Salvo nas hipóteses previstas no art. 16 da LGPD, em que o legislador expressamente autoriza a conservação dos dados pessoais após o término de seu tratamento, o controlador deve descarta-lo tão logo ocorra o encerramento do tratamento nos termos do art. 15 da LGPD. Se, após o término do tratamento, o controlador não descartar os dados pessoais, como determina a LGPD, ele poderá vir a ser responsabilizado, presentes os pressupostos da responsabilidade civil.

Invariavelmente, durante todo o ciclo de vida dos dados coletados, assim como no exemplo aqui ventilado, deve o controlador garantir o sigilo, a integridade, a segurança desses dados, inclusive contra a eliminação dos mesmos.

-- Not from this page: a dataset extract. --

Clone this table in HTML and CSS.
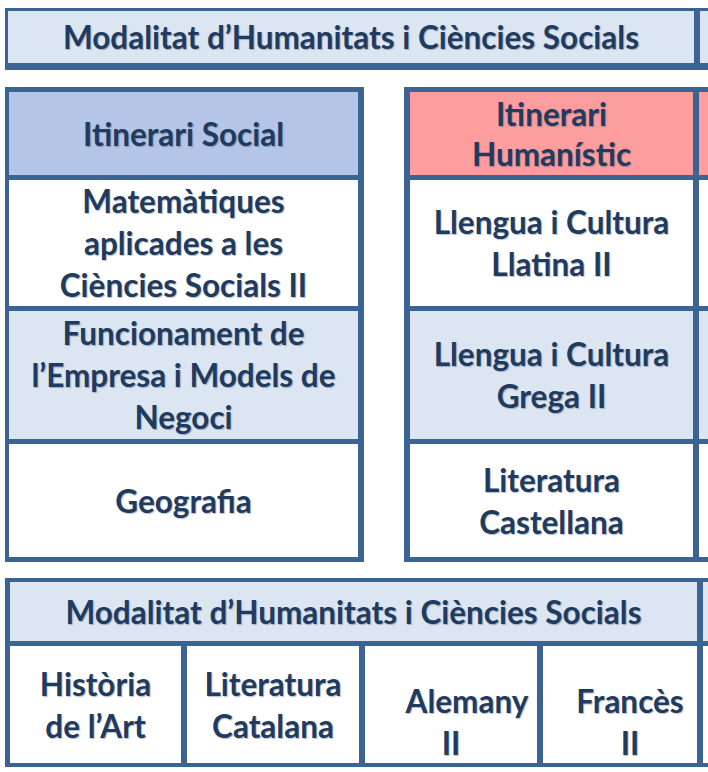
FILE: index.html
```html
<!DOCTYPE html>
<html lang="ca">
<head>
<meta charset="utf-8">
<title>Modalitat d’Humanitats i Ciències Socials</title>
<link rel="stylesheet" href="styles.css">
</head>
<body>
<div class="page">
  <div class="banner">
    <div class="cell light">Modalitat d’Humanitats i Ciències Socials</div>
    <div class="cell light"></div>
  </div>

  <div class="middle">
    <div class="itable social">
      <div class="cell head-social">Itinerari Social</div>
      <div class="cell white">Matemàtiques<br>aplicades a les<br>Ciències Socials II</div>
      <div class="cell light">Funcionament de<br>l’Empresa i Models de<br>Negoci</div>
      <div class="cell white">Geografia</div>
    </div>

    <div class="itable human">
      <div class="cell head-human">Itinerari<br>Humanístic</div>
      <div class="cell head-human"></div>
      <div class="cell white">Llengua i Cultura<br>Llatina II</div>
      <div class="cell white"></div>
      <div class="cell light">Llengua i Cultura<br>Grega II</div>
      <div class="cell light"></div>
      <div class="cell white">Literatura<br>Castellana</div>
      <div class="cell white"></div>
    </div>
  </div>

  <div class="bottom">
    <div class="cell light span4">Modalitat d’Humanitats i Ciències Socials</div>
    <div class="cell light"></div>
    <div class="cell white">Història<br>de l’Art</div>
    <div class="cell white">Literatura<br>Catalana</div>
    <div class="cell white low"><span class="line shift-a">Alemany</span><span class="line">II</span></div>
    <div class="cell white low shift-b"><span class="line">Francès</span><span class="line">II</span></div>
    <div class="cell white"></div>
  </div>
</div>
</body>
</html>
```

FILE: styles.css
```css
html, body {
  margin: 0;
  padding: 0;
  background: #ffffff;
  overflow: hidden;
}

.page {
  padding: 8px 0 0 5px;
  width: 1000px;
  font-family: "Lato", "Liberation Sans", sans-serif;
  font-weight: 700;
  font-size: 31.5px;
  line-height: 42px;
  color: #1f3b60;
}

.cell {
  display: flex;
  flex-direction: column;
  align-items: center;
  justify-content: center;
  text-align: center;
  white-space: nowrap;
  text-shadow: 1px 1px 1px rgba(20, 40, 70, 0.3);
}

.white { background: #ffffff; }
.light { background: #dce6f2; }
.head-social { background: #b4c5e7; }
.head-human { background: #fe9d9d; line-height: 40px; }

/* top banner */
.banner {
  display: grid;
  grid-template-columns: 686px 200px;
  grid-template-rows: 52px;
  column-gap: 6px;
  padding: 3px 0 7px 3px;
  background: #3b6495;
  width: max-content;
}

/* middle section */
.middle {
  display: flex;
  gap: 40px;
  margin-top: 17px;
  align-items: flex-start;
}

.itable {
  display: grid;
  grid-template-rows: 83px 126px 128px 113px;
  row-gap: 5px;
  background: #3b6495;
}

.social {
  grid-template-columns: 349px;
  padding: 5px 6px 5px 4px;
}

.human {
  grid-template-columns: 283px 200px;
  column-gap: 6px;
  padding: 5px 0 5px 6px;
}

/* bottom table */
.bottom {
  display: grid;
  grid-template-columns: 171px 172px 172px 154px 200px;
  grid-template-rows: 59px 117px;
  column-gap: 6px;
  row-gap: 5px;
  padding: 4px 0 4px 5px;
  margin-top: 16px;
  background: #3b6495;
  width: max-content;
}

.span4 { grid-column: 1 / 5; }

.line { display: block; }

.low { padding-top: 34px; box-sizing: border-box; }
.shift-a { padding-left: 32px; }
.shift-b { padding-left: 20px; }
```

Vê-se, portanto, que a eliminação de dados pessoais representa para o controlador hora um dever de fazer e, portanto, obrigação de eliminar, e em outros momentos quando configurado o seu direito de retenção, um dever de não fazer, devendo adotar medidas técnicas e administrativas para evitar a eliminação desses mesmos dados, tudo dependendo do contexto e do corte de análise desses dados na linha do tempo de seu ciclo de vida.

Bibliografia

Doneda, Danilo; Mendes, Laura Schertel; Cueva, Ricardo Villas Bôas. Lei Geral de Proteção de Dados. A caminho da efetividade: contribuições para a implementação da LGPD. São Paulo: Revistas dos Tribunais, 2020.

Frajhof, Isabella Z. e Mangeth, Ana Lara. As bases legais para o tratamento de dados pessoais. in a LGPD e o novo marco normativo no Brasil. Porto Alegre: Arquipélago, 2020;

Lima, Caio César Carvalho. Do tratamento de dados pessoais. In LGPD – Lei Geral de Proteção de Dados Comentada. São Paulo: Revista dos Tribunais, 2019;

_____________________., Estudo Prático sobre as bases legais na LGPD. In Proteção de Dados, Desafios e Soluções da Adequação à LGPD. Rio de Janeiro: Forense, 2020;

Guedes, Gisela Sampaio da Cruz; Meireles, Rose Melo Vencelau. Término do tratamento de dados in Lei Geral de Proteção de Dados e suas repercussões no Direito Brasileiro. Coord. por Tepedino, Gustavo; Frazão, Ana; Oliva, Milena Donato. São Paulo: Revista dos Tribunais, 2019.